-- Exercise aim --
Reproduce each of the lines word for word.

-- Information provided --
::::::

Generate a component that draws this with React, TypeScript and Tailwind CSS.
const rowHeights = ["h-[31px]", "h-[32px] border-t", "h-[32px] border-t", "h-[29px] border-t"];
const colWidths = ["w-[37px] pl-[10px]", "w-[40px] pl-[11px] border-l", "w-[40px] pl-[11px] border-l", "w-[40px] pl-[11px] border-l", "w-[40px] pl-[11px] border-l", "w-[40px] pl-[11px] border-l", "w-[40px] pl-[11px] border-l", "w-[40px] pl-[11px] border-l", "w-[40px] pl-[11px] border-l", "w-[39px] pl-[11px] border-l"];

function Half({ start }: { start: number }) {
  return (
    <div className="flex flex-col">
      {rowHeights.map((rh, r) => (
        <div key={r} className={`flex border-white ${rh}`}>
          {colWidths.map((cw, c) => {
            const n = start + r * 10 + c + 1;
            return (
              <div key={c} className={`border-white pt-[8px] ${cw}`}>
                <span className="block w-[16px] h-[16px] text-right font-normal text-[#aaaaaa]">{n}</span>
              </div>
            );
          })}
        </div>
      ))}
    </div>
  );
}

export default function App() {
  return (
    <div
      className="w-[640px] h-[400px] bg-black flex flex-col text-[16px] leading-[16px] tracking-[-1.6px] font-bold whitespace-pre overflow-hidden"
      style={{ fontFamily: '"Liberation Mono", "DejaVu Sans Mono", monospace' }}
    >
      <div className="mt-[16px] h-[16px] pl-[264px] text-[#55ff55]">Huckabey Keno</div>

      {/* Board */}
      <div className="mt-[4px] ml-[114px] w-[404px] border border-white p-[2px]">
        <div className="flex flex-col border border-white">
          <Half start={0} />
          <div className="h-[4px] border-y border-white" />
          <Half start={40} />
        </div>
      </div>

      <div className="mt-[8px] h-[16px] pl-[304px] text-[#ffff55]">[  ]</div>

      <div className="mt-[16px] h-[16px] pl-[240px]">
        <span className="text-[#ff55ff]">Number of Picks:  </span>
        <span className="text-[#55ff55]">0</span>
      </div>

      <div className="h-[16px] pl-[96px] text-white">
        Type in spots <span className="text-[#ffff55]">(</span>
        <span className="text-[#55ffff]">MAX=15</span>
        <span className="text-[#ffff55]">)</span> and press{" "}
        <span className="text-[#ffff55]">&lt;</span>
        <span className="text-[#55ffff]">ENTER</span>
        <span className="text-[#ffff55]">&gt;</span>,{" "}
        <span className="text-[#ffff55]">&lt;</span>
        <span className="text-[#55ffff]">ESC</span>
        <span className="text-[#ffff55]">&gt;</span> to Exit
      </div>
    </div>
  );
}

::::::

-- Answer for the task --
Generate a component that draws this with React, TypeScript and Tailwind CSS.
const rowHeights = ["h-[31px]", "h-[32px] border-t", "h-[32px] border-t", "h-[29px] border-t"];
const colWidths = ["w-[37px] pl-[10px]", "w-[40px] pl-[11px] border-l", "w-[40px] pl-[11px] border-l", "w-[40px] pl-[11px] border-l", "w-[40px] pl-[11px] border-l", "w-[40px] pl-[11px] border-l", "w-[40px] pl-[11px] border-l", "w-[40px] pl-[11px] border-l", "w-[40px] pl-[11px] border-l", "w-[39px] pl-[11px] border-l"];

function Half({ start }: { start: number }) {
  return (
    <div className="flex flex-col">
      {rowHeights.map((rh, r) => (
        <div key={r} className={`flex border-white ${rh}`}>
          {colWidths.map((cw, c) => {
            const n = start + r * 10 + c + 1;
            return (
              <div key={c} className={`border-white pt-[8px] ${cw}`}>
                <span className="block w-[16px] h-[16px] text-right font-normal text-[#aaaaaa]">{n}</span>
              </div>
            );
          })}
        </div>
      ))}
    </div>
  );
}

export default function App() {
  return (
    <div
      className="w-[640px] h-[400px] bg-black flex flex-col text-[16px] leading-[16px] tracking-[-1.6px] font-bold whitespace-pre overflow-hidden"
      style={{ fontFamily: '"Liberation Mono", "DejaVu Sans Mono", monospace' }}
    >
      <div className="mt-[16px] h-[16px] pl-[264px] text-[#55ff55]">Huckabey Keno</div>

      {/* Board */}
      <div className="mt-[4px] ml-[114px] w-[404px] border border-white p-[2px]">
        <div className="flex flex-col border border-white">
          <Half start={0} />
          <div className="h-[4px] border-y border-white" />
          <Half start={40} />
        </div>
      </div>

      <div className="mt-[8px] h-[16px] pl-[304px] text-[#ffff55]">[  ]</div>

      <div className="mt-[16px] h-[16px] pl-[240px]">
        <span className="text-[#ff55ff]">Number of Picks:  </span>
        <span className="text-[#55ff55]">0</span>
      </div>

      <div className="h-[16px] pl-[96px] text-white">
        Type in spots <span className="text-[#ffff55]">(</span>
        <span className="text-[#55ffff]">MAX=15</span>
        <span className="text-[#ffff55]">)</span> and press{" "}
        <span className="text-[#ffff55]">&lt;</span>
        <span className="text-[#55ffff]">ENTER</span>
        <span className="text-[#ffff55]">&gt;</span>,{" "}
        <span className="text-[#ffff55]">&lt;</span>
        <span className="text-[#55ffff]">ESC</span>
        <span className="text-[#ffff55]">&gt;</span> to Exit
      </div>
    </div>
  );
}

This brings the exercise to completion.